在被拐賣的途中,她從少女變為婦人;在被追捕的途中,她又從一個女孩兒變成母親。這樣滲透著鮮血的經歷,卻是在她的平靜襯托下徐徐展開,讓身為同性的我數次中斷、不忍卒聽。

只有講到自己親手接生的孩子時,她流淚了,“自白書”中的這一段文字也被淚水打溼,有些難以辨認——

但是孩子一點哭聲也沒有,我急忙貼近他的耳朵,沒有呼吸,難道……我不敢相信,不!不可能!這不是真的!兒子,我的兒子!你怎麼不哭呀,你哭呀!我好希望馬上聽到哭聲……可是等啊,等啊,我用自己的衣服把他包好,抱在懷裡,呆呆地等了好久,還是沒有動靜。

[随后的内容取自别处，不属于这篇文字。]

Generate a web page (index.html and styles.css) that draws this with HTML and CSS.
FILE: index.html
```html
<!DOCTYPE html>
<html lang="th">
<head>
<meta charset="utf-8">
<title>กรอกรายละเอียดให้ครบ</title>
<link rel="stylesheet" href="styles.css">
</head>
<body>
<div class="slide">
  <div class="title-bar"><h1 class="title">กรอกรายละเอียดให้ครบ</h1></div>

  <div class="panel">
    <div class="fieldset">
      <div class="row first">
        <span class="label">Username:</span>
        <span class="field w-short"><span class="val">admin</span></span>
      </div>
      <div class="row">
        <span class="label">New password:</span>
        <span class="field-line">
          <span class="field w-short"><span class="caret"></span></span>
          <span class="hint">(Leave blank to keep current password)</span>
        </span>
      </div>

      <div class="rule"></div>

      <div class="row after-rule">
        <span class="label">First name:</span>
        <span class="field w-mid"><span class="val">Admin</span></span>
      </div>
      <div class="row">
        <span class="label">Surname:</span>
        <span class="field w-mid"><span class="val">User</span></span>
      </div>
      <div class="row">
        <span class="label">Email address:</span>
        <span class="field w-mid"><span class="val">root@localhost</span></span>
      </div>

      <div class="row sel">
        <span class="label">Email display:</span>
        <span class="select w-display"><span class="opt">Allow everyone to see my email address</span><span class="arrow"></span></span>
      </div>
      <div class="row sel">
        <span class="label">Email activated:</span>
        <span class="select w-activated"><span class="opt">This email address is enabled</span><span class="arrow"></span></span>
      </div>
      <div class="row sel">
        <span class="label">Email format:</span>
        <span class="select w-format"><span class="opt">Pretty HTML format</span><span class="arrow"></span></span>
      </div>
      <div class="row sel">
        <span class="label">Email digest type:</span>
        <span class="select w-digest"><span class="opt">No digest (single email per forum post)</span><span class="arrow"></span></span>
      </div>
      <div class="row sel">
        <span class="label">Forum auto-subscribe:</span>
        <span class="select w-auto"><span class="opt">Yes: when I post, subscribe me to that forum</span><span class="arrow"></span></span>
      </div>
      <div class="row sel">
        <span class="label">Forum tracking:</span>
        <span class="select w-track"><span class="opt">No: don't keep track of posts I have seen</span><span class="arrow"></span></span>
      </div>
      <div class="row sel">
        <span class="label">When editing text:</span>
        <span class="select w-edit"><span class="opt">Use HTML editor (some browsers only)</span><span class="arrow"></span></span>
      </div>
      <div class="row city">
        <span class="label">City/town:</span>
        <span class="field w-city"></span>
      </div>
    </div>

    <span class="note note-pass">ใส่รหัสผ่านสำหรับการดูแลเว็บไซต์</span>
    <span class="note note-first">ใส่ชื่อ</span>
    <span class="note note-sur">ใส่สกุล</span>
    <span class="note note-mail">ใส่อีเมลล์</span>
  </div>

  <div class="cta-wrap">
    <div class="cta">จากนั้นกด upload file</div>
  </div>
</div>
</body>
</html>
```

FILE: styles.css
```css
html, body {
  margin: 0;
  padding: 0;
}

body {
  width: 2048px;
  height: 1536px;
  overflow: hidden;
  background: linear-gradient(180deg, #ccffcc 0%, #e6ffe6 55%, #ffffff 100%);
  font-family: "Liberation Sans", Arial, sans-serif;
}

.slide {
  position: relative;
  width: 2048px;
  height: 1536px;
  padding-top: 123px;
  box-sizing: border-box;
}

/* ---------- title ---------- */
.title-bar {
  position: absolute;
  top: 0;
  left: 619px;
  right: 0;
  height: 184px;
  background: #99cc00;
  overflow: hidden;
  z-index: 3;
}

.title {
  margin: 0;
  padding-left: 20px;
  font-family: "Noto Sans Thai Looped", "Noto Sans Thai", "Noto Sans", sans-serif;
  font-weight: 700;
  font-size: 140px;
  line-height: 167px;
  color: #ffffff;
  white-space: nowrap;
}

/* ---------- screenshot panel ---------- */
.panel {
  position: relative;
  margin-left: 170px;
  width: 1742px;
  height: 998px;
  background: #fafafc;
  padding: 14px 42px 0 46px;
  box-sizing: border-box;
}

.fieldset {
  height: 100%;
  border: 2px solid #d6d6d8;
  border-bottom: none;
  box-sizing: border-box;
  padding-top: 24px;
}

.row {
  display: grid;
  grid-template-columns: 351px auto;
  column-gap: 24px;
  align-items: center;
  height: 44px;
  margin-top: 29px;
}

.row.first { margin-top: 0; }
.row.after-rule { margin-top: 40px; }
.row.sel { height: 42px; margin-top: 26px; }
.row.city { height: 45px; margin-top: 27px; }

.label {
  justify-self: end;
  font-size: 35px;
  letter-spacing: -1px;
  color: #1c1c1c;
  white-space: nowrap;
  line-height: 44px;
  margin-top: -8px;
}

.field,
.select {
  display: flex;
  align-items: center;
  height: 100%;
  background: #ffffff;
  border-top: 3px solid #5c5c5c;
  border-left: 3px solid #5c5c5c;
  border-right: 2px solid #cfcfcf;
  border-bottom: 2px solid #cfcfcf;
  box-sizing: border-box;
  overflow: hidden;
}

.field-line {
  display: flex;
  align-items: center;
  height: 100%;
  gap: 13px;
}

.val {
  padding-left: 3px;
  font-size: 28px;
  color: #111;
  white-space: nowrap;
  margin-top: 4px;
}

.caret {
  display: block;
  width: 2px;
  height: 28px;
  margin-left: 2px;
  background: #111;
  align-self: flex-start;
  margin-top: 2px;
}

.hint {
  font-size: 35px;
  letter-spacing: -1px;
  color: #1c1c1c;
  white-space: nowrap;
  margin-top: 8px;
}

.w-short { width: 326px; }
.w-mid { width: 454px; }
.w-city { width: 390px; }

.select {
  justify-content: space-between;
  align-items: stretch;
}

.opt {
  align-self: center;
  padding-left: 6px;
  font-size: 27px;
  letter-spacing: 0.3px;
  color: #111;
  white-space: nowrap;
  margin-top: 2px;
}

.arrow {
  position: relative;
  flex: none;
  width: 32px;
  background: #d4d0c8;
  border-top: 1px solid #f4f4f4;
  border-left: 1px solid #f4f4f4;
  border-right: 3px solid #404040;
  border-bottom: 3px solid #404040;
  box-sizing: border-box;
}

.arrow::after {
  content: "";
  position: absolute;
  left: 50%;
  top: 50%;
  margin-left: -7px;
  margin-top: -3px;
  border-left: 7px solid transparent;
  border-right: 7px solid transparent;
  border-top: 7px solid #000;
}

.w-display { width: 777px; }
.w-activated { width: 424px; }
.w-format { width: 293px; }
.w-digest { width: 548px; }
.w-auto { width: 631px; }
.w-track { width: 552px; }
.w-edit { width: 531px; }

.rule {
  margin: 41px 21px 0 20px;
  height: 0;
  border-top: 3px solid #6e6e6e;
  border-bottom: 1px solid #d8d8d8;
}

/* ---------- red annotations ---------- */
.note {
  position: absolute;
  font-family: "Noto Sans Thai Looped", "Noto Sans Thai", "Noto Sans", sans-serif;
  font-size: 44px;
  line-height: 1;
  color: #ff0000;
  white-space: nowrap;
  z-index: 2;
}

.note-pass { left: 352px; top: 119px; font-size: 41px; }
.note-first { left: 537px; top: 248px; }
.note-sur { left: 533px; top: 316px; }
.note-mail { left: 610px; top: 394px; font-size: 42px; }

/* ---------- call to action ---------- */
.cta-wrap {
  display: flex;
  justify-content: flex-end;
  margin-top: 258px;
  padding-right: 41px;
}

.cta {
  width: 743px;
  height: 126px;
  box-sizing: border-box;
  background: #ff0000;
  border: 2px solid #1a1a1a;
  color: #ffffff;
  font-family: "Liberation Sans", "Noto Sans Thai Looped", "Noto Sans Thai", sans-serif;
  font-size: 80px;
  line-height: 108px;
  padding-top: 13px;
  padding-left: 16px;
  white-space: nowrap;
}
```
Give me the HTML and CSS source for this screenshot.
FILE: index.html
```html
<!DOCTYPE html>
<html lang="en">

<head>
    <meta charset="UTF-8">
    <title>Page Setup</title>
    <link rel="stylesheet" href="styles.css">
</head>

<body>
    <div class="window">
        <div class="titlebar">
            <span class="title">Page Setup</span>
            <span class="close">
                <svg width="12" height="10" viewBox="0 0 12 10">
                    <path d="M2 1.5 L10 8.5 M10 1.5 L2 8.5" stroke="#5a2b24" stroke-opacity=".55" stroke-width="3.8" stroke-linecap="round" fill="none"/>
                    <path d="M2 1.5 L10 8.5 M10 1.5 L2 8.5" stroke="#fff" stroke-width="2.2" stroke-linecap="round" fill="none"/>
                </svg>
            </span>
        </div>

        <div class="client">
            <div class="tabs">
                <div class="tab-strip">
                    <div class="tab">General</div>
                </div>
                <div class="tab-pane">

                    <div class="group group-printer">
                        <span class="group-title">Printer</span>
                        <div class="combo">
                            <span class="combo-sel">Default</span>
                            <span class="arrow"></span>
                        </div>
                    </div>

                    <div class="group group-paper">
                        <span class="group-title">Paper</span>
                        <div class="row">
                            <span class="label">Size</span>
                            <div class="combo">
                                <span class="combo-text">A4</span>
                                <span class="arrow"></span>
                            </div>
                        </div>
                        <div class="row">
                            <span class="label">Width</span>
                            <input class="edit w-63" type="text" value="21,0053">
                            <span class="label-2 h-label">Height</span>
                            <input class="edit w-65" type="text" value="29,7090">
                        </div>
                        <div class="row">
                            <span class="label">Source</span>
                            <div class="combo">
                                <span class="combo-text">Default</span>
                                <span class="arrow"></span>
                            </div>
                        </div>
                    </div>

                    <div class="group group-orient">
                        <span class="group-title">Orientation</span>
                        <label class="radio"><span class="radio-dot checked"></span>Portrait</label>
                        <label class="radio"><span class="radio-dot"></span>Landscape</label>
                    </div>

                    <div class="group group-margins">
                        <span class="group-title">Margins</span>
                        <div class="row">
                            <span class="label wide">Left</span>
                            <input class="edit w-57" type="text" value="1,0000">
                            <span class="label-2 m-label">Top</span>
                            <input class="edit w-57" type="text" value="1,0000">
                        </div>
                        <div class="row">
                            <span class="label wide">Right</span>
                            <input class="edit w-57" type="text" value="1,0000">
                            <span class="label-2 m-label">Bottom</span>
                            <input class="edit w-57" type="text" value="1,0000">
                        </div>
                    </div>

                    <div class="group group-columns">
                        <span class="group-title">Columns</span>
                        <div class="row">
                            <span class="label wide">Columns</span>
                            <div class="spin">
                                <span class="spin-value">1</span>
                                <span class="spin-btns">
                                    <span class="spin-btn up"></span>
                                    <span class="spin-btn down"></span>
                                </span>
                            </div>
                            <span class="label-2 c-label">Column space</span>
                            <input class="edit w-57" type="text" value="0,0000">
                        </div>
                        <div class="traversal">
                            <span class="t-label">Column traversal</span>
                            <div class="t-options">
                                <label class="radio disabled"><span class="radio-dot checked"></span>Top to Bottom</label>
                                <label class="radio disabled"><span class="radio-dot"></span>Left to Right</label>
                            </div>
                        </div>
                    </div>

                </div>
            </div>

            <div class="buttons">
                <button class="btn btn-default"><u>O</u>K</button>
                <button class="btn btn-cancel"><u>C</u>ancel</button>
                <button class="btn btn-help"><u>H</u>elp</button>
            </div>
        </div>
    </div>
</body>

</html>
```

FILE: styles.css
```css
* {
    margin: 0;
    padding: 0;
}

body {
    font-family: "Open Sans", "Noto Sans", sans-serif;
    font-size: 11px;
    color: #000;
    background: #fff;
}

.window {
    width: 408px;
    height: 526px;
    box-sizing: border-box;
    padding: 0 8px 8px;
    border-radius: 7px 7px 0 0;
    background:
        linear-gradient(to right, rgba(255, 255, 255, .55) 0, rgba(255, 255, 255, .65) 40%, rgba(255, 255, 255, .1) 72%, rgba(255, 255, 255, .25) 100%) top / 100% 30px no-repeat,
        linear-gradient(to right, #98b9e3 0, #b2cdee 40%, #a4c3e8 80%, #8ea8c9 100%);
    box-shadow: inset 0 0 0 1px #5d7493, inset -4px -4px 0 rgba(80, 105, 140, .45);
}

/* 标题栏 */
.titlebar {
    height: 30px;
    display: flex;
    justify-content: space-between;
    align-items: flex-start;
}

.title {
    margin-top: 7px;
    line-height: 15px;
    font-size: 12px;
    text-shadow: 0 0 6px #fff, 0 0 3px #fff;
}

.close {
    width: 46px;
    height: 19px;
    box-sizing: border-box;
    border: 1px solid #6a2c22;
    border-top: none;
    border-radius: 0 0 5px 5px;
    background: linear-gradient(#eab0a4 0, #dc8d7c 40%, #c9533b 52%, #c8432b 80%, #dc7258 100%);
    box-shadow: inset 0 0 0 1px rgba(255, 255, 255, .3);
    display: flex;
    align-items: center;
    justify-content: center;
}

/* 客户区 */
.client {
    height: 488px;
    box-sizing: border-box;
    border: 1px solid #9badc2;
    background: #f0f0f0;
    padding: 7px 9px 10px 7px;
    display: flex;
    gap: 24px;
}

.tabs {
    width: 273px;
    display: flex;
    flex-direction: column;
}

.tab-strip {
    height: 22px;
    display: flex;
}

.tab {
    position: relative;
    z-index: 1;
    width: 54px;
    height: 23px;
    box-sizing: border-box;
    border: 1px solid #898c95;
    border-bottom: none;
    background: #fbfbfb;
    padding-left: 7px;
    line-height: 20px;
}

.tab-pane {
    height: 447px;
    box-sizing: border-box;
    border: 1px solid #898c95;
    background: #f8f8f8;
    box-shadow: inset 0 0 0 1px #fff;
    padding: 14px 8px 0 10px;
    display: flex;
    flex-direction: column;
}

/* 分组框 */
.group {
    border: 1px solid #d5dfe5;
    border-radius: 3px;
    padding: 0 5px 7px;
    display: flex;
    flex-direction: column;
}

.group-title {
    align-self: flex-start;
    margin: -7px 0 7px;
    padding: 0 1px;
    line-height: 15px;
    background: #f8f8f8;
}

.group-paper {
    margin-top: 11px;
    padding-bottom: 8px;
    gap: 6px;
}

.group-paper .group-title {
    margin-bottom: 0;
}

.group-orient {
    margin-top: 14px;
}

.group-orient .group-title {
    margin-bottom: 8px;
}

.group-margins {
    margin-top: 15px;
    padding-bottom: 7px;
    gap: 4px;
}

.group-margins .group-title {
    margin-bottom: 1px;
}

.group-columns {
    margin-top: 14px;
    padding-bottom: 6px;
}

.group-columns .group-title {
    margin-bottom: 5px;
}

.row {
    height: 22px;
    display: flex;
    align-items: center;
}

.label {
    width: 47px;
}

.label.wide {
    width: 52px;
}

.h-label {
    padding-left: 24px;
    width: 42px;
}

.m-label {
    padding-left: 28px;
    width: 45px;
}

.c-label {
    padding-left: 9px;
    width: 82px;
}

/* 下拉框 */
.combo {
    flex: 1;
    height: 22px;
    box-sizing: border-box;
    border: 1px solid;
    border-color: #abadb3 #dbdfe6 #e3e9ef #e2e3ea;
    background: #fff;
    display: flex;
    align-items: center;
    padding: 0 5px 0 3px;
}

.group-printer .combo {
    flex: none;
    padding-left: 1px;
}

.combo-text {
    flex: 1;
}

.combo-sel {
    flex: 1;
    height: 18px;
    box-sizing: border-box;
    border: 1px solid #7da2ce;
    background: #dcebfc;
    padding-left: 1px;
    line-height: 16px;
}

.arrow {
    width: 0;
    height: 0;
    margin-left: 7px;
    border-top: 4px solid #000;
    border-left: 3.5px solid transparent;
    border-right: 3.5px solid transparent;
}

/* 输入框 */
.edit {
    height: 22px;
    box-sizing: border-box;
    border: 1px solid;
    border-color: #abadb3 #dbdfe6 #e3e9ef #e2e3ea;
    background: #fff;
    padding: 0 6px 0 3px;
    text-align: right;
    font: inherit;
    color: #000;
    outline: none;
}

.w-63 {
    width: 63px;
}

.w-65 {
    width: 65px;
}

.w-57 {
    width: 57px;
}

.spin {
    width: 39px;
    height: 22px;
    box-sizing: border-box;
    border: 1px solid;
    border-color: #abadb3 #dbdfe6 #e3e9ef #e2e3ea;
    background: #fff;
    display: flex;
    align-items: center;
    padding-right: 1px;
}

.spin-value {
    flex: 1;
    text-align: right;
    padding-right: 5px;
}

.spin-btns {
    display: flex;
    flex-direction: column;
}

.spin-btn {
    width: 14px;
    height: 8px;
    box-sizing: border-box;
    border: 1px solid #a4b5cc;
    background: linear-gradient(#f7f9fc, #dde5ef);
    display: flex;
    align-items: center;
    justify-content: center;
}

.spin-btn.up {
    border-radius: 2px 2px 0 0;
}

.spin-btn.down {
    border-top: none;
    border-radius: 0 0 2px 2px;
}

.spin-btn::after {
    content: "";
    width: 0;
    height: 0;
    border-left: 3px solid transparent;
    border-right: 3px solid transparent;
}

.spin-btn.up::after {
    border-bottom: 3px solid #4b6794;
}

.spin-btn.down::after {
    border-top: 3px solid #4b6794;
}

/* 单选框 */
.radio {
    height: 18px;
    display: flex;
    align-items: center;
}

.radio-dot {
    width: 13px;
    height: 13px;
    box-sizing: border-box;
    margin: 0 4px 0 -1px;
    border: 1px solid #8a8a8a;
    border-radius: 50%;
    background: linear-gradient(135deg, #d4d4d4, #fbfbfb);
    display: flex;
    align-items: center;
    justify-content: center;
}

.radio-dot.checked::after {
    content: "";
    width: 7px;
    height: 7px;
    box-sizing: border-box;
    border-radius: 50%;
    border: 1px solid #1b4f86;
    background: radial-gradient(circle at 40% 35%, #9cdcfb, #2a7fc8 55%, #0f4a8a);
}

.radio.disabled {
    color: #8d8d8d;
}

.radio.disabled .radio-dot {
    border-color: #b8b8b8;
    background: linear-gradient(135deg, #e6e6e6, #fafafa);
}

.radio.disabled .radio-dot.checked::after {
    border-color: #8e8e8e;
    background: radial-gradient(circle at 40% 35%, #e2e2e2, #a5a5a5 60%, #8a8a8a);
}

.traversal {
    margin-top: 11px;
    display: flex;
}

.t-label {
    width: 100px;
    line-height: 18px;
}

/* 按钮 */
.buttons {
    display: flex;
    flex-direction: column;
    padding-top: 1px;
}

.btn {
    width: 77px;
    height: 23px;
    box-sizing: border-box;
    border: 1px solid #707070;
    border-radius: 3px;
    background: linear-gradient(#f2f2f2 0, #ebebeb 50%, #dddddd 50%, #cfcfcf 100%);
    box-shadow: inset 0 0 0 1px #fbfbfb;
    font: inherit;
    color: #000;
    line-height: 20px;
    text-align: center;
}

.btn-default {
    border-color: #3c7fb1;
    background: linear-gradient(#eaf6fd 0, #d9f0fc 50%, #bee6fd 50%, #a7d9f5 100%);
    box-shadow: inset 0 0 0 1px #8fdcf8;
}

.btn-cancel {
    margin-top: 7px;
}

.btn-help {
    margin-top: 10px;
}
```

我哭得死去活來,全身上下都是血和汗,卻毫無感覺……眼看天要亮了,我戀戀不捨地把兒子包好,用樹枝挖了個坑,將他埋好,再用草蓋上,轉身離去——

孩子是無辜的,是我的罪孽,卻要讓他去承擔,,,,,,如果能讓他活下來,我自己再死幾次也心甘情願,,,,,,好悔呀!"

然而,我犯下的罪不能抹去。1995年3月1日,銅仁市的警察把我從家中帶走,這次離家是我最後一次,也是我的最後結局,,,,,,

最後,我願天下所有的婦女一生平安,永遠幸福。希望你們千萬提防陌生人,不要輕信。我雖然犯下了不可饒恕的罪行,但在高牆之內還渴望有機會,做點對社會有益的事情。後悔已經來不及了,我現在唯一祈求的是,你們不要像我一樣迷失方向,看準腳下的路,走向光明。

由央視《等著我》想到的:一個女死刑犯的自白書

編後:我想說的是,這個李敏固然可恨,也理所應當被槍斃,這叫咎由自取。但冷靜下來分析一下,也有值得同情的一面,她既是害人者,同時也是受害者。之所以有今天這個結果,主要是沒文化,素質低,法律意識淡薄,再加上狹隘的心理,自己受到傷害,又產生了報復社會的心理,最後成為罪大惡極的人,這真是人間悲劇!